• _TO DO_: Leaving out every picture, retype the lines below from the top through the one that contains "import React from".

• _MATERIAL_:

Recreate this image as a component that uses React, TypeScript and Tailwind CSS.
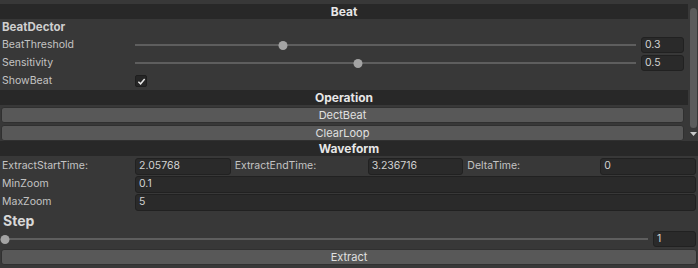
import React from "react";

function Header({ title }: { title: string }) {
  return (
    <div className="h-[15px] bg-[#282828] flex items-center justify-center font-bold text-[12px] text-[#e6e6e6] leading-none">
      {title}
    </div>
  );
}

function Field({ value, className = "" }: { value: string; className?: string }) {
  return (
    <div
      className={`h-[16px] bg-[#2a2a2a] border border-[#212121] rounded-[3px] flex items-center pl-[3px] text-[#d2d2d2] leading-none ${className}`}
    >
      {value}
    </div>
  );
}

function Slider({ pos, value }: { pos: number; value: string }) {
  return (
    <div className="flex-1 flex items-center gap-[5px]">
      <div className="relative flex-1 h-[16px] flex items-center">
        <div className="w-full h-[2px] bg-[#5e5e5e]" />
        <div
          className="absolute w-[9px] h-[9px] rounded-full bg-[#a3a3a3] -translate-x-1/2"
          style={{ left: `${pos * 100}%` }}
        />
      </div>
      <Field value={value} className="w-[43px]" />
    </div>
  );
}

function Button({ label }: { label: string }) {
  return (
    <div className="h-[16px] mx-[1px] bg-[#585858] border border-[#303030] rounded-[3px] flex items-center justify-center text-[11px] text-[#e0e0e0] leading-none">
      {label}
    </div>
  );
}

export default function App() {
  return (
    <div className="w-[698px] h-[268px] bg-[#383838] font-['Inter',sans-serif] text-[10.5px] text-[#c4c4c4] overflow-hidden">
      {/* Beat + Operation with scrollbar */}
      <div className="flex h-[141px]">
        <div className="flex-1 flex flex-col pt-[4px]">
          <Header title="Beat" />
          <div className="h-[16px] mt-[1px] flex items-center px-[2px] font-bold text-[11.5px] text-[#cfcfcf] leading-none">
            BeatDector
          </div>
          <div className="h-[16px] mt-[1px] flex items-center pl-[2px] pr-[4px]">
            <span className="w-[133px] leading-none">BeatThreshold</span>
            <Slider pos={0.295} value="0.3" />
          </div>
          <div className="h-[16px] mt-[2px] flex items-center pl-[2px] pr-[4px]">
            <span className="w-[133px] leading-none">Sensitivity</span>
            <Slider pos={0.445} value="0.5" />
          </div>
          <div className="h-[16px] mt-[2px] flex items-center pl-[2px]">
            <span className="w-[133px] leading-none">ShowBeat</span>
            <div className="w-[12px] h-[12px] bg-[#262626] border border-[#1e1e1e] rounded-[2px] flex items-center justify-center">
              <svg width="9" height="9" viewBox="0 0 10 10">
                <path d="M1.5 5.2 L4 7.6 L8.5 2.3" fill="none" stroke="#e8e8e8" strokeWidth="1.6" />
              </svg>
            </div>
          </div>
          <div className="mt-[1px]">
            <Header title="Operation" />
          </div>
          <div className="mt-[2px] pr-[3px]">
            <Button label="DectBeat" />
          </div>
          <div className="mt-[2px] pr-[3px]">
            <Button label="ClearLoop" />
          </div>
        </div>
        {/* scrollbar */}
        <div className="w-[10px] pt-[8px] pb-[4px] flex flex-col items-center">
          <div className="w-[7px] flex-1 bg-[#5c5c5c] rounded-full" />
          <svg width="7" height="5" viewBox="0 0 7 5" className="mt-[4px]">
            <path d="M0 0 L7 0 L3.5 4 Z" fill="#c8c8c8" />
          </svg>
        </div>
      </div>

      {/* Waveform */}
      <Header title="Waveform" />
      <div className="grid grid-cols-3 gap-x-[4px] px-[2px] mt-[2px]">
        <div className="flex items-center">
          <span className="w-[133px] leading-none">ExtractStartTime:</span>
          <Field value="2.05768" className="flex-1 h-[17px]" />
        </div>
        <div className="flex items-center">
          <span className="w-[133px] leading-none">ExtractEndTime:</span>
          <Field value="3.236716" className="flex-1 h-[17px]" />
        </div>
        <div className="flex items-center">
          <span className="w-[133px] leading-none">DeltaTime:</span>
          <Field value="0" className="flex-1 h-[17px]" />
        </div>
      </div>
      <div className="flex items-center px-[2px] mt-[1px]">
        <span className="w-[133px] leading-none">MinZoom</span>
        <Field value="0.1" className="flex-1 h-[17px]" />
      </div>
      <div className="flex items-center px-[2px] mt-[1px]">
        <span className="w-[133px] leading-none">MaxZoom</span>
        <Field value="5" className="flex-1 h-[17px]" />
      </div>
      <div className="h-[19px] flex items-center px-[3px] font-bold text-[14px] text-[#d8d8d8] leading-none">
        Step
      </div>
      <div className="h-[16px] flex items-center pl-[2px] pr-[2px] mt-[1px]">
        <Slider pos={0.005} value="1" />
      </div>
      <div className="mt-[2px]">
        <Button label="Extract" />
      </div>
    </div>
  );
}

• _RESULT OF THIS TASK_:
Recreate this image as a component that uses React, TypeScript and Tailwind CSS.
import React from "react";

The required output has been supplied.